6.Yemisi Shyllon Museum of Art, Ibeju-Lekki
Opened October 2019

The first dedicated university art museum in Nigeria is named after Prince Yemisi Shyllon who has donated c1,000 works it – a founding collection that ranges from pre-colonial objects to modern and contemporary works by Ben Enwonwu, Nike Davies-Okundaye etc. Shyl­lon has also committed to funding the museum for at least 15 years.

Van Eyck: An Optical Revolution
Museum of Fine Arts, Ghent

by Thomas Marks, editor of Apollo

Van Eyck: An Optical Revolution
Museum of Fine Arts, Ghent

Ambition and intimacy are not the most natural of bedfellows. But the achievement of Van Eyck: An Optical Revolution was that its curators realised the grandest imaginable exhibition on its subject, in scope and scale, while allowing visitors a beguiling proximity to so many paintings by Jan van Eyck. Of 22 works ascribed to him, 13 were on display here; anchoring portraits and devotional works on loan from European and American collections were the eight restored outer panels of the Ghent Altarpiece, as well as the Adam and Eve from the upper register of its interior (the versos of the central outer panels).

Through 13 galleries, the exhibition provided what Apollo’s reviewer described as near perfect conditions for close looking. In splitting up the panels from St Bavo’s Cathedral, and displaying them at eye level, it gave visitors the chance to scrutinise Van Eyck’s sur­fac­es, his feeling for light and his mastery of de­tail, and to revel in the honest humanity of his vision. While the dis­play con­textualised Van Eyck with contemporaneous objects and Italian paint­ings, it mis­sed no trick in creating moments of intense drama in the juxtaposit­ion of his works: the two versions of St Francis Receiving the Stig­mata shown side by side; The Annunciat­ion from Washington, with its jazzy archangel, in the same room as the cor­responding pan­els from the Ghent Altarpiece; and, in the penultimate gallery, five of Van Eyck’s portraits with the panels depicting the altarpiece’s donors.

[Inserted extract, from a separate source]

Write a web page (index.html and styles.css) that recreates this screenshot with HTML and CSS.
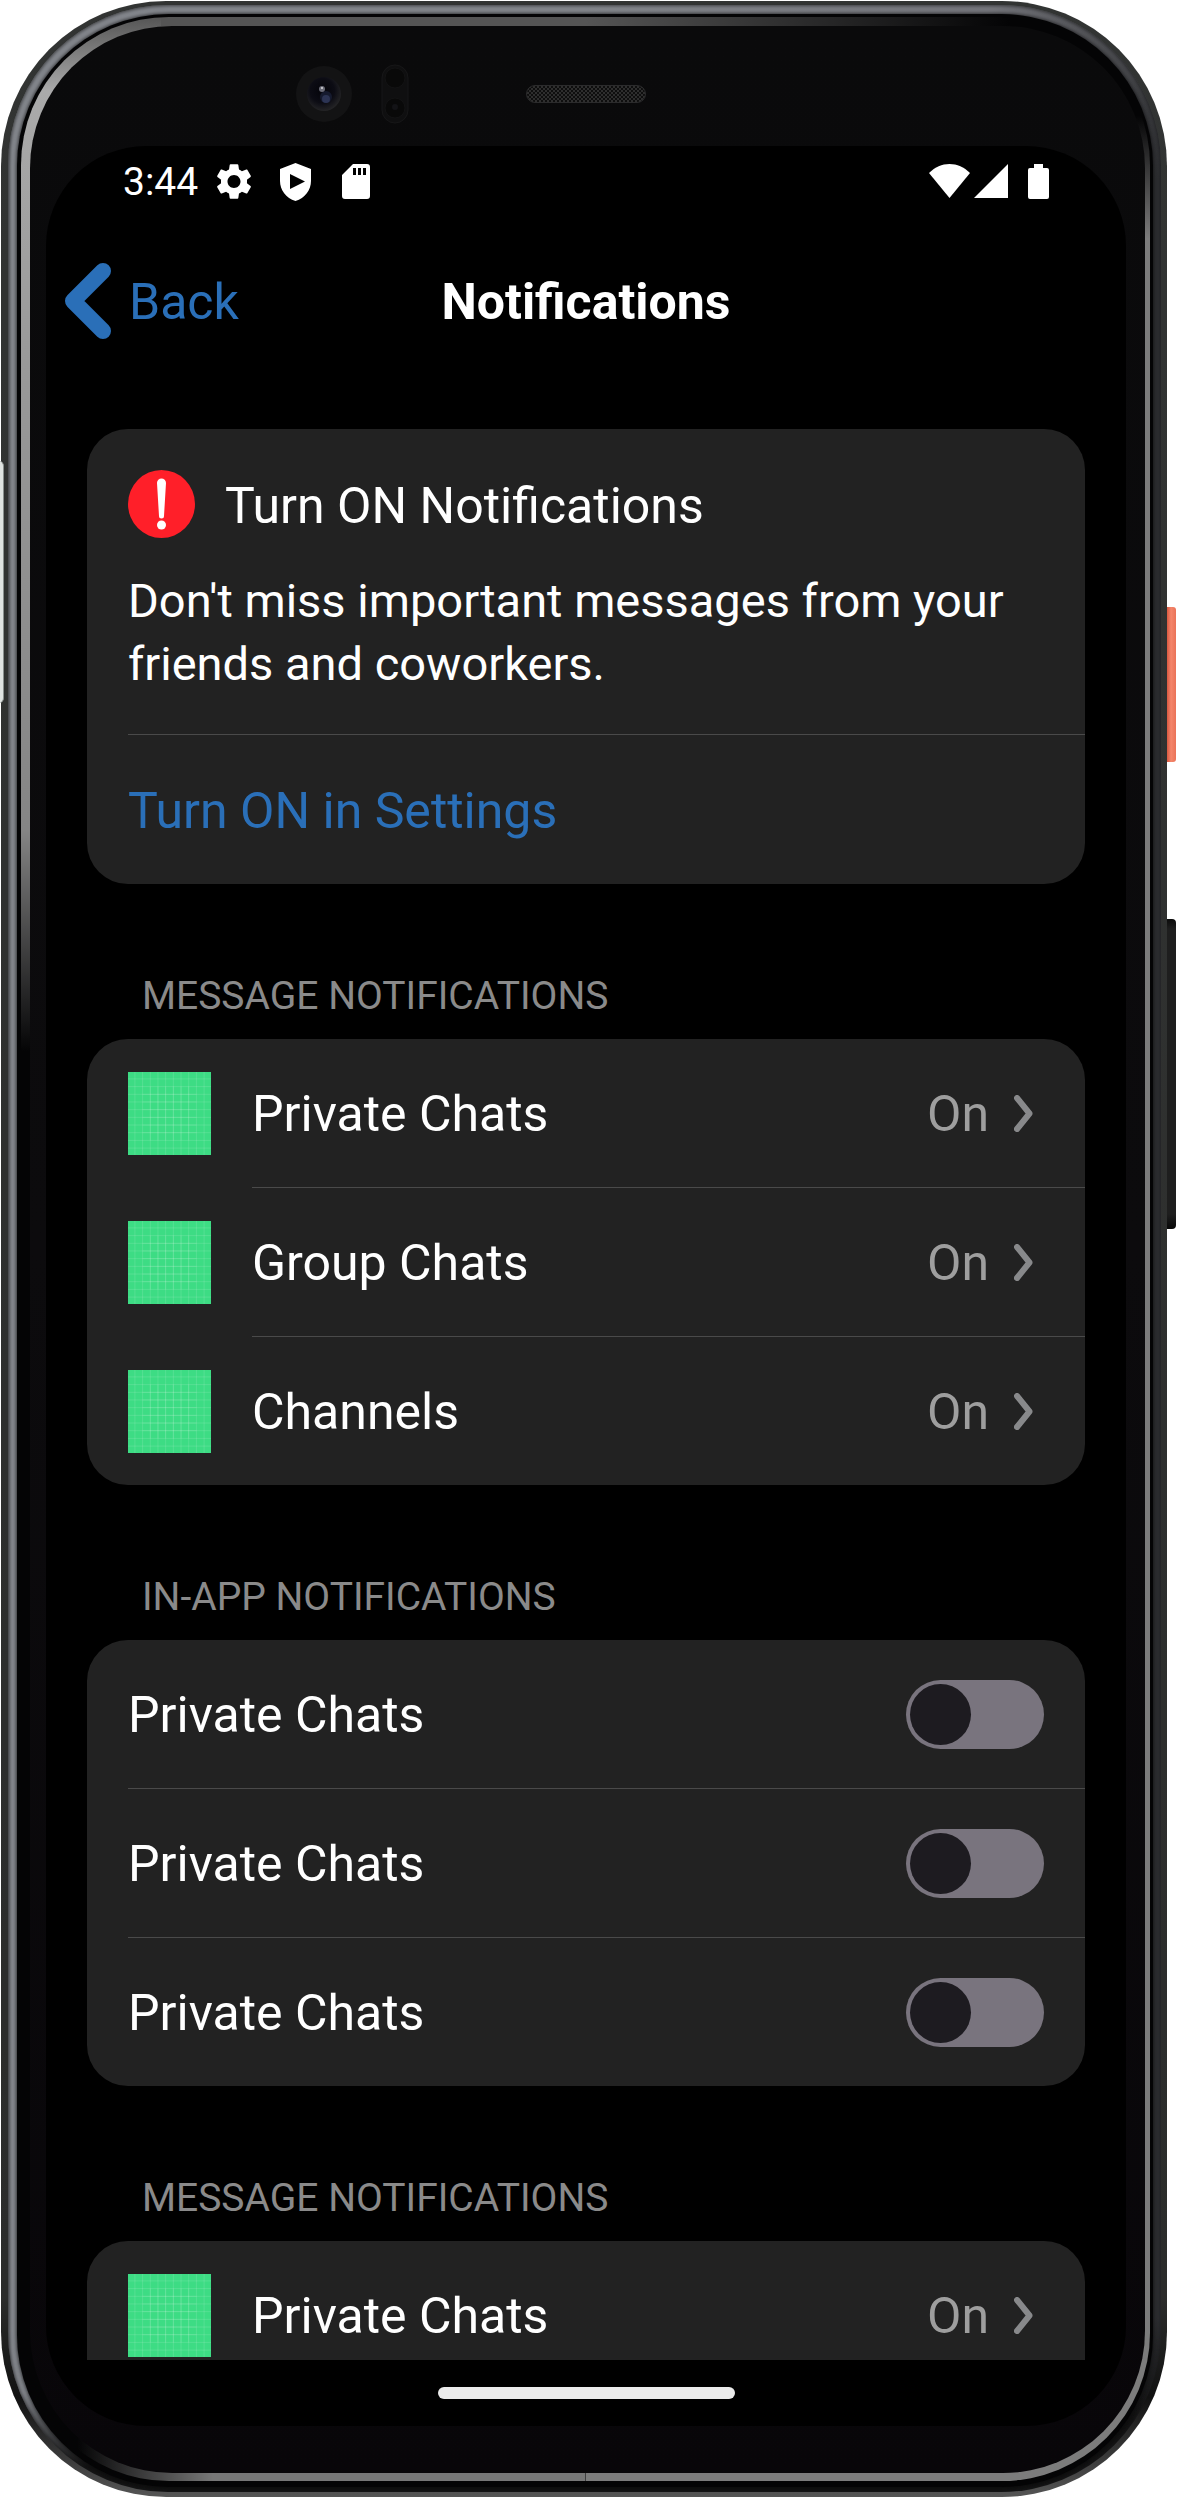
FILE: index.html
```html
<!DOCTYPE html>
<html lang="en">
<head>
<meta charset="utf-8">
<meta name="viewport" content="width=device-width, initial-scale=1">
<title>Notifications</title>
<link rel="stylesheet" href="styles.css">
</head>
<body>
<svg class="symbols" aria-hidden="true">
  <symbol id="chevron" viewBox="0 0 19 37">
    <path d="M3 3 L15.500 18.500 L3 34" fill="none" stroke="currentColor" stroke-width="6" stroke-linecap="round" stroke-linejoin="round"/>
  </symbol>
  <symbol id="tile" viewBox="0 0 108 108">
    <path fill="#3ddc84" d="M0 0h108v108H0z"/>
    <path fill="none" stroke="#fff" stroke-opacity=".2" stroke-width=".8" d="M9 0v108M19 0v108M29 0v108M39 0v108M49 0v108M59 0v108M69 0v108M79 0v108M89 0v108M99 0v108M0 9h108M0 19h108M0 29h108M0 39h108M0 49h108M0 59h108M0 69h108M0 79h108M0 89h108M0 99h108M19 29h70M19 39h70M19 49h70M19 59h70M19 69h70M19 79h70M29 19v70M39 19v70M49 19v70M59 19v70M69 19v70M79 19v70"/>
  </symbol>
</svg>

<div class="phone">
  <span class="side side--tray"></span>
  <span class="side side--power"></span>
  <span class="side side--volume"></span>
  <div class="rim"><div class="groove"><div class="gloss"><div class="bezel">

    <div class="sensors" aria-hidden="true">
      <div class="sensors__left">
        <svg width="58" height="60" viewBox="0 0 58 60">
          <defs><radialGradient id="lens" cx="45%" cy="40%" r="60%"><stop offset="0" stop-color="#04040a"/><stop offset=".6" stop-color="#0c0c14"/><stop offset="1" stop-color="#242426"/></radialGradient></defs>
          <circle cx="29" cy="30" r="28" fill="#131314"/>
          <circle cx="29" cy="30" r="17" fill="url(#lens)"/>
          <circle cx="31" cy="33" r="6" fill="#151a2e"/>
          <circle cx="31" cy="35" r="4" fill="#2c3454"/>
          <circle cx="27" cy="25" r="3" fill="#6b6c78"/>
          <circle cx="27" cy="24" r="1" fill="#d8d8de"/>
        </svg>
        <svg width="28" height="60" viewBox="0 0 28 60">
          <rect x="1" y="1" width="26" height="58" rx="13" fill="#0f0f10" stroke="#171718"/>
          <circle cx="14" cy="14" r="10" fill="#090909" stroke="#131314"/>
          <circle cx="14" cy="44" r="10" fill="#090909" stroke="#131314"/>
          <circle cx="14" cy="43" r="3" fill="#131316"/>
        </svg>
      </div>
      <div class="speaker"></div>
    </div>

    <div class="screen">
      <div class="status">
        <time class="status__time">3:44</time>
        <span class="slot"><svg width="34" height="35" viewBox="2.6 2.4 18.8 19.2"><path fill="#fff" d="M19.14 12.94c.04-.3.06-.61.06-.94 0-.32-.02-.64-.07-.94l2.030-1.580c.18-.14.23-.41.12-.61l-1.920-3.320c-.12-.22-.37-.29-.59-.22l-2.390.96c-.5-.38-1.030-.7-1.620-.94l-.36-2.540c-.04-.24-.24-.41-.48-.41h-3.840c-.24 0-.43.17-.47.41l-.36 2.540c-.59.24-1.130.57-1.620.94l-2.390-.96c-.22-.08-.47 0-.59.22L2.740 8.870c-.12.21-.08.47.12.61l2.030 1.580c-.05.3-.09.63-.09.94s.02.64.07.94l-2.030 1.580c-.18.14-.23.41-.12.61l1.920 3.320c.12.22.37.29.59.22l2.390-.96c.5.38 1.030.7 1.620.94l.36 2.540c.05.24.24.41.48.41h3.840c.24 0 .44-.17.47-.41l.36-2.540c.59-.24 1.130-.56 1.620-.94l2.390.96c.22.08.47 0 .59-.22l1.920-3.320c.12-.22.07-.47-.12-.61l-2.010-1.580zM12 15.600c-1.980 0-3.600-1.620-3.600-3.600s1.620-3.600 3.600-3.600 3.600 1.620 3.600 3.600-1.620 3.600-3.600 3.600z"/></svg></span>
        <span class="slot"><svg width="31" height="38" viewBox="0 0 31 38"><path fill="#fff" fill-rule="evenodd" d="M15.500 0 31 6v12c0 9-6 17-15.500 20C6 35 0 27 0 18V6zM10 11v15l15-7.500z"/></svg></span>
        <span class="slot"><svg width="28" height="35" viewBox="0 0 28 35"><path fill="#fff" fill-rule="evenodd" d="M11 0h14a3 3 0 0 1 3 3v29a3 3 0 0 1-3 3H3a3 3 0 0 1-3-3V11zM11 4v7h3V4zM16 4v7h3V4zM21 4v7h3V4z"/></svg></span>
        <div class="status__right">
          <svg width="41" height="34" viewBox="0 0 41 34"><path fill="#fff" d="M0 9C6 3 13 0 20.500 0S35 3 41 9L20.500 34z"/></svg>
          <svg width="34" height="34" viewBox="0 0 34 34"><path fill="#fff" d="M34 0v34H0z"/></svg>
          <svg class="battery" width="21" height="35" viewBox="0 0 21 35"><path fill="#fff" d="M6 0h9v4h4a2 2 0 0 1 2 2v27a2 2 0 0 1-2 2H2a2 2 0 0 1-2-2V6a2 2 0 0 1 2-2h4z"/></svg>
        </div>
      </div>

      <header class="nav">
        <button class="back" type="button">
          <svg width="47" height="76" viewBox="0 0 47 76"><path d="M39 8 9 38l30 30" fill="none" stroke="currentColor" stroke-width="16" stroke-linecap="round" stroke-linejoin="round"/></svg>
          <span class="back__label">Back</span>
        </button>
        <h1 class="nav__title">Notifications</h1>
      </header>

      <main class="content">
        <section class="card">
          <div class="alert">
            <div class="alert__head">
              <svg width="67" height="68" viewBox="0 0 67 68"><ellipse cx="33.500" cy="34" rx="33.500" ry="34" fill="#ff1f29"/><path fill="#fff" d="M29 13a4.500 4.500 0 0 1 9 0l-2 33a2.500 2.500 0 0 1-5 0z"/><circle cx="33.500" cy="55" r="4.500" fill="#fff"/></svg>
              <h2 class="alert__title">Turn ON Notifications</h2>
            </div>
            <p class="alert__text">Don't miss important messages from your friends and coworkers.</p>
          </div>
          <a class="alert__link" href="#settings">Turn ON in Settings</a>
        </section>

        <h2 class="section-title">MESSAGE NOTIFICATIONS</h2>
        <section class="card">
          <a class="row" href="#private"><svg class="row__icon"><use href="#tile"/></svg><span class="row__body"><span class="row__label">Private Chats</span><span class="row__value">On</span><svg class="row__chevron"><use href="#chevron"/></svg></span></a>
          <a class="row" href="#group"><svg class="row__icon"><use href="#tile"/></svg><span class="row__body"><span class="row__label">Group Chats</span><span class="row__value">On</span><svg class="row__chevron"><use href="#chevron"/></svg></span></a>
          <a class="row" href="#channels"><svg class="row__icon"><use href="#tile"/></svg><span class="row__body"><span class="row__label">Channels</span><span class="row__value">On</span><svg class="row__chevron"><use href="#chevron"/></svg></span></a>
        </section>

        <h2 class="section-title">IN-APP NOTIFICATIONS</h2>
        <section class="card">
          <label class="row"><span class="row__body row__body--switch"><span class="row__label">Private Chats</span><input class="switch" type="checkbox"></span></label>
          <label class="row"><span class="row__body row__body--switch"><span class="row__label">Private Chats</span><input class="switch" type="checkbox"></span></label>
          <label class="row"><span class="row__body row__body--switch"><span class="row__label">Private Chats</span><input class="switch" type="checkbox"></span></label>
        </section>

        <h2 class="section-title">MESSAGE NOTIFICATIONS</h2>
        <section class="card card--continued">
          <a class="row" href="#private-more"><svg class="row__icon"><use href="#tile"/></svg><span class="row__body"><span class="row__label">Private Chats</span><span class="row__value">On</span><svg class="row__chevron"><use href="#chevron"/></svg></span></a>
        </section>
      </main>

      <div class="home"><span class="home__bar"></span></div>
    </div>

  </div></div></div></div>
</div>
</body>
</html>
```
FILE: styles.css
```css
* { box-sizing: border-box; }

body {
  margin: 0;
  background: #fff;
  color: #fff;
  font-family: Roboto, "Noto Sans", sans-serif;
  font-size: 50px;
  line-height: 60px;
}

h1, h2, p { margin: 0; font-size: inherit; font-weight: 400; }
svg { display: block; flex: none; }
a { color: inherit; text-decoration: none; }
.symbols { position: absolute; width: 0; height: 0; }

/* Device frame: nested shells, from the outer edge inwards */
.phone {
  position: relative;
  display: flex;
  height: calc(100vh - 2px);
  margin: 1px 11px 1px 1px;
  padding: 4px 6px 5px 7px;
  border-radius: 165px;
  background: linear-gradient(to bottom, #323433 0, #2b2c2b 92%, #111 96%, #555 100%);
}
.rim, .groove, .gloss, .bezel { display: flex; flex: 1; min-width: 0; min-height: 0; }
.rim {
  padding: 9px 8px 5px 9px;
  border-radius: 160px;
  background:
    linear-gradient(to bottom, transparent 96%, #111 99%),
    linear-gradient(to bottom, transparent 3%, #2d2e31 7%, #2d2e31 93%, #111 97%) right / 50% 100% no-repeat,
    linear-gradient(to right, #6c6f74, #85888e 4px, #85888e 50%, #77787e 85%, #3a3b3e);
  box-shadow: inset 0 0 4px #1a1a1c;
}
.groove {
  padding: 3px 3px 6px 4px;
  border-radius: 152px;
  background: #040405;
  box-shadow: 0 0 4px #0a0a0b;
}
.gloss {
  padding: 9px 5px 8px 9px;
  border-radius: 148px;
  background:
    linear-gradient(to right, #555 50%, #040405) 140px 0 / calc(100% - 280px) 9px no-repeat,
    linear-gradient(to right, transparent 10%, #777 34%) left bottom / 50% 60px no-repeat,
    linear-gradient(to bottom, #040405 4%, #7c7c7c 9%) right / 50% 100% no-repeat,
    linear-gradient(to bottom, #555 0, #aaa 3%, #999 14%, #858585 33%, #040405 42%);
}
.bezel {
  flex-direction: column;
  padding: 0 19px 47px 16px;
  border-radius: 142px;
  background: linear-gradient(to bottom, #0a0a0b, #0c0b0d 50%, #080609);
}

.side { position: absolute; width: 9px; }
.side--tray { top: 460px; left: -2px; width: 5px; height: 242px; border-right: 1px solid #8a908e; border-radius: 0 5px 5px 0; background: #dfe3e1; }
.side--power { top: 606px; right: -9px; height: 155px; border-radius: 0 3px 3px 0; background: linear-gradient(to right, #d9573f, #f4866b 4px, #ea7358); }
.side--volume { top: 918px; right: -9px; height: 310px; border-radius: 0 4px 4px 0; background: linear-gradient(to bottom, #0b0b0b, #1e1e1e 10px, #1e1e1e 295px, #080808); }

.sensors {
  display: grid;
  grid-template-columns: 1fr 120px 1fr;
  column-gap: 117px;
  align-items: center;
  height: 120px;
  padding-top: 16px;
}
.sensors__left { display: flex; justify-content: flex-end; gap: 28px; }
.speaker {
  height: 18px;
  border: 1px solid #2b2b2c;
  border-radius: 9px;
  background: repeating-conic-gradient(#2e2e2e 0 25%, #0e0e0e 0 50%) 0 0 / 4px 4px;
}

/* Screen */
.screen {
  display: flex;
  flex: 1;
  flex-direction: column;
  min-height: 0;
  overflow: hidden;
  border-radius: 100px;
  background: #000;
}
.status { display: flex; flex: none; align-items: center; height: 69px; padding: 2px 77px 0 77px; }
.status__time { margin-right: 15px; font-size: 39px; }
.slot { display: flex; justify-content: center; width: 42px; margin-right: 19px; }
.status__right { display: flex; gap: 4px; margin-left: auto; }
.battery { margin-left: 16px; }

.nav {
  display: grid;
  flex: none;
  grid-template-columns: 1fr auto 1fr;
  align-items: center;
  height: 172px;
  padding: 0 18px;
}
.back {
  display: flex;
  align-items: center;
  justify-self: start;
  gap: 18px;
  padding: 0;
  border: 0;
  background: none;
  color: #2a6fb8;
  font: inherit;
}
.back__label, .nav__title, .alert__title, .row__label, .row__value { padding-top: 2px; }
.nav__title { font-weight: 700; }

.content {
  flex: 1;
  min-height: 0;
  overflow: auto;
  padding: 42px 41px 0;
  scrollbar-width: none;
}

.card { overflow: hidden; border-radius: 41px; background: #222; }
.card--continued { border-radius: 41px 41px 0 0; }
.alert { margin-left: 41px; padding: 41px 41px 39px 0; border-bottom: 1px solid #4a4a4a; }
.alert__head { display: flex; align-items: center; gap: 30px; }
.alert__title { padding-top: 4px; }
.alert__text { margin-top: 31px; font-size: 47px; line-height: 63px; }
.alert__link { display: flex; align-items: center; height: 149px; padding: 3px 41px 0; color: #2a6fb8; }

.section-title {
  padding: 89px 55px 20px;
  color: #8a8a8a;
  font-size: 39px;
  line-height: 46px;
}

.row { display: flex; align-items: center; gap: 41px; padding-left: 41px; }
.row__icon { width: 83px; height: 83px; }
.row__body { display: flex; flex: 1; align-items: center; min-height: 149px; padding-right: 52px; border-bottom: 1px solid #4a4a4a; }
.row__body--switch { padding-right: 41px; }
.row:last-child .row__body { min-height: 148px; border-bottom: 0; }
.row__label { flex: 1; }
.row__value { color: #9e9e9e; }
.row__chevron { width: 19px; height: 37px; margin-left: 25px; color: #88898b; }

.switch {
  appearance: none;
  display: flex;
  width: 138px;
  height: 69px;
  margin: 0;
  padding: 4px;
  border-radius: 35px;
  background: #79747e;
}
.switch::before { content: ""; width: 61px; height: 61px; border-radius: 50%; background: #1d1b20; }
.switch:checked { justify-content: flex-end; }

.home { display: flex; flex: none; align-items: center; justify-content: center; height: 66px; }
.home__bar { width: 297px; height: 12px; border-radius: 6px; background: #ebebeb; }
```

Beyond that drama was a sense of integrity, of an exhibition in the right place at the right time. Since 2012, the MSK Ghent has hosted the restoration of the Ghent Altarpiece. In parallel with that proj­ect, the Closer to Van Eyck website has gathered and made publicly available high-resolution images, including those using scientific imaging techniques, of most of the artist’s works. In this context, Van Eyck: An Optical Revolution felt like the dividend of local and international collaboration: several loaned paintings had been newly conserved for the exhibition; its robust catalogue contains 19 essays by leading Van Eyck scholars.

130,000 people could visit the exhibition before it closed due to the pandemic, halfway through its scheduled run in mid March. For many of them, the memory of it will have provided much consol­at­ion in the months that followed.